Decyzja o tym, że to Joanna Kluzik-Rostkowska będzie „jedynką” radomskiej listy Koalicji Obywatelskiej w wyborach do Sejmu, nie została dobrze przyjęta w środowisku radomskiej Platformy Obywatelskiej. Zaraz po wyborach do Sejmu, które odbyły się 13 października i które dla Koalicji Obywatelskiej okazały się przegrane, a w radomskim okręgu numer 17 ta przegrana była wyjątkowo dotkliwa, coraz głośniej słychać głosy krytyki pod adresem m.in. Joanny Kluzik-Rostkowskiej, która „miała być lokomotywą” radomskiej list Koalicji. - To nie jest takie zwycięstwo o jakim się mówiło.
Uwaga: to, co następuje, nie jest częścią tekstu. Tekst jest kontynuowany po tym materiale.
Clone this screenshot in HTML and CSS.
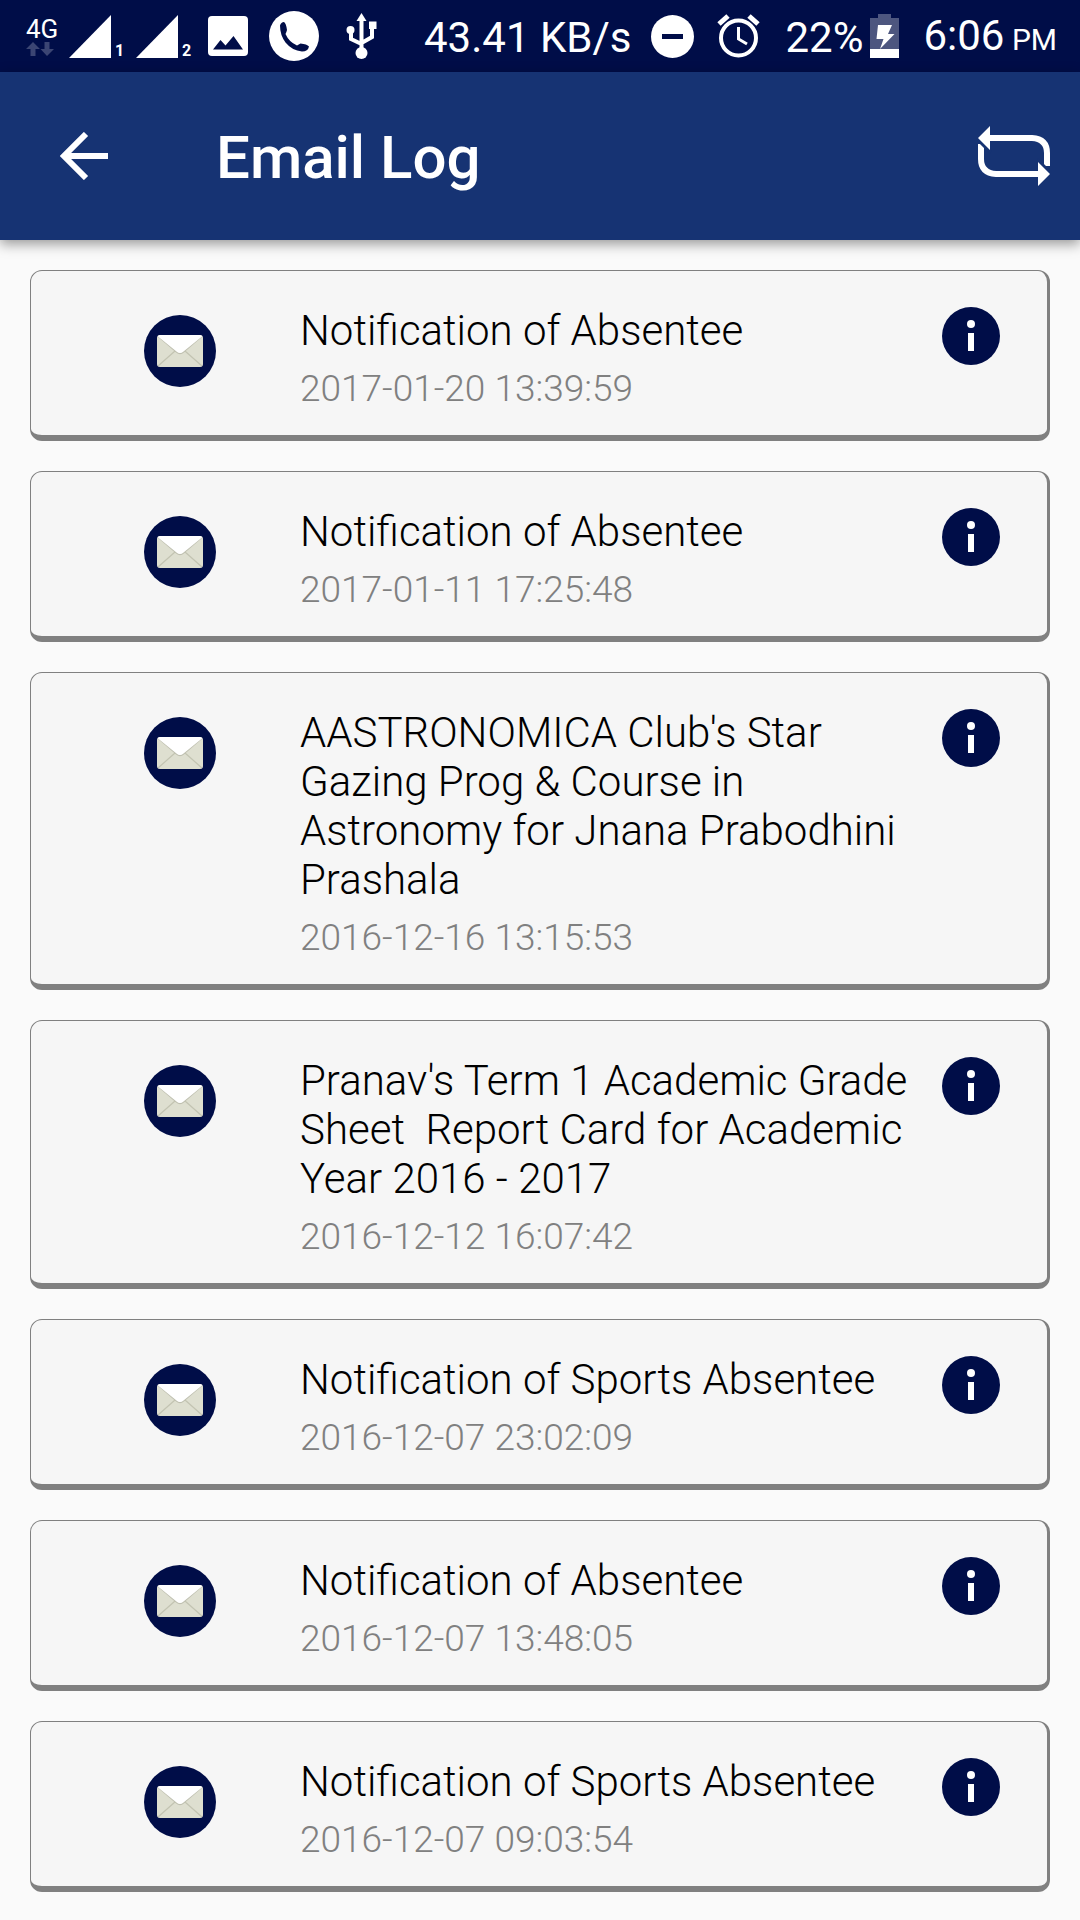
FILE: index.html
```html
<!DOCTYPE html>
<html lang="en">
<head>
    <meta charset="UTF-8">
    <meta name="viewport" content="width=device-width, initial-scale=1.0">
    <title>Email Log</title>
    <link rel="stylesheet" href="styles.css">
</head>
<body>

    <!-- shared icons -->
    <svg class="sprite" aria-hidden="true">
        <symbol id="icon-mail" viewBox="0 0 72 72">
            <circle cx="36" cy="36" r="36" fill="#000d48"/>
            <rect x="13" y="20" width="46" height="32" rx="3" fill="#dedfd0"/>
            <path d="M14 51L31 36M58 51L41 36" stroke="#c3c4b2" stroke-width="1.2" fill="none"/>
            <path d="M14 22L32 37.500Q36 41 40 37.500L58 22" fill="#bfc0b0"/>
            <path d="M14 21.500Q14 20 16 20H56Q58 20 58 21.500L39.500 36.500Q36 39.500 32.500 36.500Z" fill="#fff"/>
        </symbol>
        <symbol id="icon-info" viewBox="0 0 58 58">
            <circle cx="29" cy="29" r="29" fill="#000d48"/>
            <circle cx="29" cy="17" r="4" fill="#fff"/>
            <rect x="26" y="26" width="6" height="18" fill="#fff"/>
        </symbol>
    </svg>

    <div class="status-bar">
        <div class="status-left">
            <div class="network">
                <span>4G</span>
                <svg width="28" height="14" viewBox="0 0 28 14" fill="#3b4573"><path d="M7 0L14 7H9.500V14H4.500V7H0ZM21 14L14.500 7H18.500V0H23.500V7H28Z"/></svg>
            </div>
            <div class="signal">
                <svg width="42" height="43" viewBox="0 0 42 43"><path d="M42 0V43H0Z" fill="#fff"/></svg>
                <span>1</span>
            </div>
            <div class="signal">
                <svg width="42" height="43" viewBox="0 0 42 43"><path d="M42 0V43H0Z" fill="#fff"/></svg>
                <span>2</span>
            </div>
            <svg class="picture" width="40" height="40" viewBox="0 0 40 40"><rect width="40" height="40" rx="4" fill="#fff"/><path d="M5 33.500L12.500 24L17.500 29.500L25.500 20L35 33.500Z" fill="#000d48"/></svg>
            <svg class="phone" width="50" height="50" viewBox="0 0 50 50"><circle cx="25" cy="25" r="25" fill="#fff"/><path d="M11 14.500Q12 11 15 11Q17 12 18 19Q17.500 21 16.500 23Q20 31 28 34.500L31.500 32.500Q38 33 40 35.500Q39 40.500 33 40.500Q23 39.500 16.500 31.500Q11 24 11 14.500Z" fill="#000d48"/></svg>
            <svg class="usb" width="32" height="46" viewBox="0 0 32 46" fill="none" stroke="#fff" stroke-width="4"><path d="M15.500 40V5M15.500 31L5 26V17M15.500 30L26 24V15"/><path d="M15.500 0L20.500 8H10.500ZM23 8.500H30.500V16H23Z" fill="#fff" stroke="none"/><circle cx="4.500" cy="17" r="4" fill="#fff" stroke="none"/><circle cx="15.500" cy="40" r="6" fill="#fff" stroke="none"/></svg>
        </div>
        <div class="status-right">
            <span>43.41 KB/s</span>
            <svg class="dnd" width="43" height="43" viewBox="0 0 43 43"><circle cx="21.500" cy="21.500" r="21.500" fill="#fff"/><rect x="11" y="19" width="21" height="5" fill="#000d48"/></svg>
            <svg class="alarm" width="43" height="44" viewBox="0 0 43 44" fill="none" stroke="#fff"><circle cx="21.500" cy="24" r="17.500" stroke-width="4"/><path d="M21.500 13V25L30 30" stroke-width="3"/><path d="M2 10L11 2M32 2L41 10" stroke-width="5"/></svg>
            <span>22%</span>
            <svg class="battery" width="29" height="44" viewBox="0 0 29 44"><path d="M8 0H21V4H29V44H0V4H8Z" fill="#4d567f"/><path d="M0 35H29V44H0Z" fill="#fff"/><path d="M8 11H22L18 20H24.500L10 35L13.500 25H6.500Z" fill="#fff"/></svg>
            <span>6:06<small> PM</small></span>
        </div>
    </div>

    <header>
        <button class="back" aria-label="Back">
            <svg width="48" height="48" viewBox="0 0 48 48" fill="none" stroke="#fff" stroke-width="6"><path d="M48 24H5M26 2L4 24L26 46"/></svg>
        </button>
        <h1>Email Log</h1>
        <button class="refresh" aria-label="Refresh">
            <svg width="72" height="60" viewBox="0 0 72 60"><path d="M10 12H54Q69 13 69 27V40M62 48H18Q3 47 3 33V18" fill="none" stroke="#fff" stroke-width="6"/><path d="M-1 9L14 24L12 28L-1 15ZM73 51L58 36L60 32L73 45Z" fill="#163373"/><path d="M0 12L12 0V24ZM72 48L60 36V60Z" fill="#fff"/></svg>
        </button>
    </header>

    <main class="email-list">
        <div class="email">
            <svg class="mail-icon"><use href="#icon-mail"/></svg>
            <div class="details">
                <h2>Notification of Absentee</h2>
                <p>2017-01-20 13:39:59</p>
            </div>
            <button class="info" aria-label="Details"><svg><use href="#icon-info"/></svg></button>
        </div>
        <div class="email">
            <svg class="mail-icon"><use href="#icon-mail"/></svg>
            <div class="details">
                <h2>Notification of Absentee</h2>
                <p>2017-01-11 17:25:48</p>
            </div>
            <button class="info" aria-label="Details"><svg><use href="#icon-info"/></svg></button>
        </div>
        <div class="email">
            <svg class="mail-icon"><use href="#icon-mail"/></svg>
            <div class="details">
                <h2>AASTRONOMICA Club's Star Gazing Prog &amp; Course in Astronomy for Jnana Prabodhini Prashala</h2>
                <p>2016-12-16 13:15:53</p>
            </div>
            <button class="info" aria-label="Details"><svg><use href="#icon-info"/></svg></button>
        </div>
        <div class="email">
            <svg class="mail-icon"><use href="#icon-mail"/></svg>
            <div class="details">
                <h2>Pranav's Term 1 Academic Grade Sheet  Report Card for Academic Year 2016 - 2017</h2>
                <p>2016-12-12 16:07:42</p>
            </div>
            <button class="info" aria-label="Details"><svg><use href="#icon-info"/></svg></button>
        </div>
        <div class="email">
            <svg class="mail-icon"><use href="#icon-mail"/></svg>
            <div class="details">
                <h2>Notification of Sports Absentee</h2>
                <p>2016-12-07 23:02:09</p>
            </div>
            <button class="info" aria-label="Details"><svg><use href="#icon-info"/></svg></button>
        </div>
        <div class="email">
            <svg class="mail-icon"><use href="#icon-mail"/></svg>
            <div class="details">
                <h2>Notification of Absentee</h2>
                <p>2016-12-07 13:48:05</p>
            </div>
            <button class="info" aria-label="Details"><svg><use href="#icon-info"/></svg></button>
        </div>
        <div class="email">
            <svg class="mail-icon"><use href="#icon-mail"/></svg>
            <div class="details">
                <h2>Notification of Sports Absentee</h2>
                <p>2016-12-07 09:03:54</p>
            </div>
            <button class="info" aria-label="Details"><svg><use href="#icon-info"/></svg></button>
        </div>
    </main>

</body>
</html>
```
FILE: styles.css
```css
body {
    font-family: Roboto, sans-serif;
    margin: 0;
    padding: 0;
    background-color: #fafafa;
}

svg {
    display: block;
    flex-shrink: 0;
}

button {
    background: none;
    border: none;
    padding: 0;
    cursor: pointer;
}

.sprite {
    display: none;
}

.status-bar {
    display: flex;
    justify-content: space-between;
    height: 72px;
    padding: 0 23px 0 26px;
    background-color: #000d48;
    color: white;
}

.status-left,
.status-right {
    display: flex;
    align-items: center;
}

.status-right {
    font-size: 42px;
    line-height: 48px;
    white-space: nowrap;
}

.status-right span {
    padding-top: 4px;
}

.status-right small {
    font-size: 30px;
}

.network {
    width: 32px;
    margin-right: 11px;
    font-size: 26px;
    line-height: 26px;
}

.signal {
    display: flex;
    align-items: flex-end;
    gap: 4px;
    width: 67px;
    font-size: 16px;
    line-height: 14px;
    font-weight: bold;
}

.picture {
    margin-left: 5px;
}

.phone {
    margin-left: 21px;
}

.usb {
    margin-left: 27px;
}

.dnd {
    margin: 0 23px 0 20px;
}

.alarm {
    margin-right: 25px;
}

.battery {
    margin: 0 24px 0 7px;
}

header {
    display: flex;
    align-items: center;
    height: 168px;
    padding: 0 30px 0 60px;
    background-color: #163373;
    color: white;
    box-shadow: 0 4px 12px rgba(0, 0, 0, 0.4);
}

header h1 {
    flex: 1;
    margin: 0 0 0 108px;
    padding-top: 4px;
    font-size: 60px;
    line-height: 70px;
    font-weight: 500;
}

.email-list {
    display: flex;
    flex-direction: column;
    gap: 30px;
    padding: 30px 30px 0;
}

.email {
    display: flex;
    align-items: flex-start;
    padding: 35px 47px 25px 113px;
    background-color: #f6f6f6;
    border: 1px solid #808080;
    border-right-width: 3px;
    border-bottom-width: 6px;
    border-radius: 12px;
}

.mail-icon {
    width: 72px;
    height: 72px;
    margin-top: 9px;
}

.details {
    flex: 1;
    margin: 0 10px 0 84px;
    font-weight: 300;
}

.details h2 {
    margin: 0 0 13px;
    font-size: 42px;
    line-height: 49px;
    font-weight: 300;
    color: black;
    white-space: pre-wrap;
}

.details p {
    margin: 0;
    font-size: 37px;
    line-height: 42px;
    color: #808080;
}

.info {
    margin-top: 1px;
}

.info svg {
    width: 58px;
    height: 58px;
}
```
Wielki niedosyt, bo niektóre lokomotywy okazały się ciuchciami, które trzeba popchnąć – mówił w porannej rozmowie Radia Rekord i Telewizji Dami, wiceprezydent i poseł elekt Konrad Frysztak.
Z koli prezydent Radomia Radosław Witkowski w Punkcie Widzenia powiedział: Szumne takie zapowiedzi i deklaracje były zupełnie inne, bo liderka mówiła, że przyjeżdża tu do Radomia zbawiać listę Koalicji Obywatelskiej, zdobyć trzeci mandat, a tu paradoksalnie niewiele zabrakło, a Koalicja Obywatelska nie uzyskałaby drugiego mandatu. Myślę więc, że czeka nas dosyć twarda rozmowa i refleksje na przyszłość.
Już podczas wieczoru wyborczego w niedzielę 13 października, komentowano wymownie nieobecność w radomskim sztabie Koalicji Obywatelskiej Joanny Kluzik-Rostkowskiej. - Najważniejsi gracze są tu na tej sali, także wszyscy, którzy ciężko pracowali w kampanii, cała drużyna PO, KO jest tu na sali – mówił w trakcie wieczoru wyborczego Leszek Ruszczyk, poseł Platformy Obywatelskiej.
Na listę Koalicji Obywatelskiej w okręgu numer 17 oddano 57449 głosów. Na listę PiS 193709. To o ponad 136 tysięcy głosów więcej. Różnica ogromna.
- Jest po prostu twarda kalkulacja tego jakie wyniki osiągali poszczególni kandydaci. To też pokazuje, ja będę o to mocno walczył, żeby miejskie, lokalne struktury miały większy wpływ na układanie list, na to jakie będą nazwiska na tych listach, bo to jasno pokazuje, że nasi koledzy z centrali po prostu się mylili – twierdzi Konrad Frysztak.
- Sygnalizowaliśmy już to po wyborach do Europarlamentu, że układ tamtej listy nie był najlepszy i wydawało się, że ktoś, kto o tym decyduje powinien wyciągnąć wnioski na kampanię parlamentarną. Okazało się, że tej refleksji zabrakło – mówi prezydent Witkowski.
W wyborach do Senatu w radomskim okręgu numer 50 także zwyciężyło PiS. Na Wojciech Skurkiewicza oddano ponad 126 tysięcy głosów. Na Martę Michalską-Wilk z Koalicji Obywatelskiej oddano ponad 69 tysięcy głosów.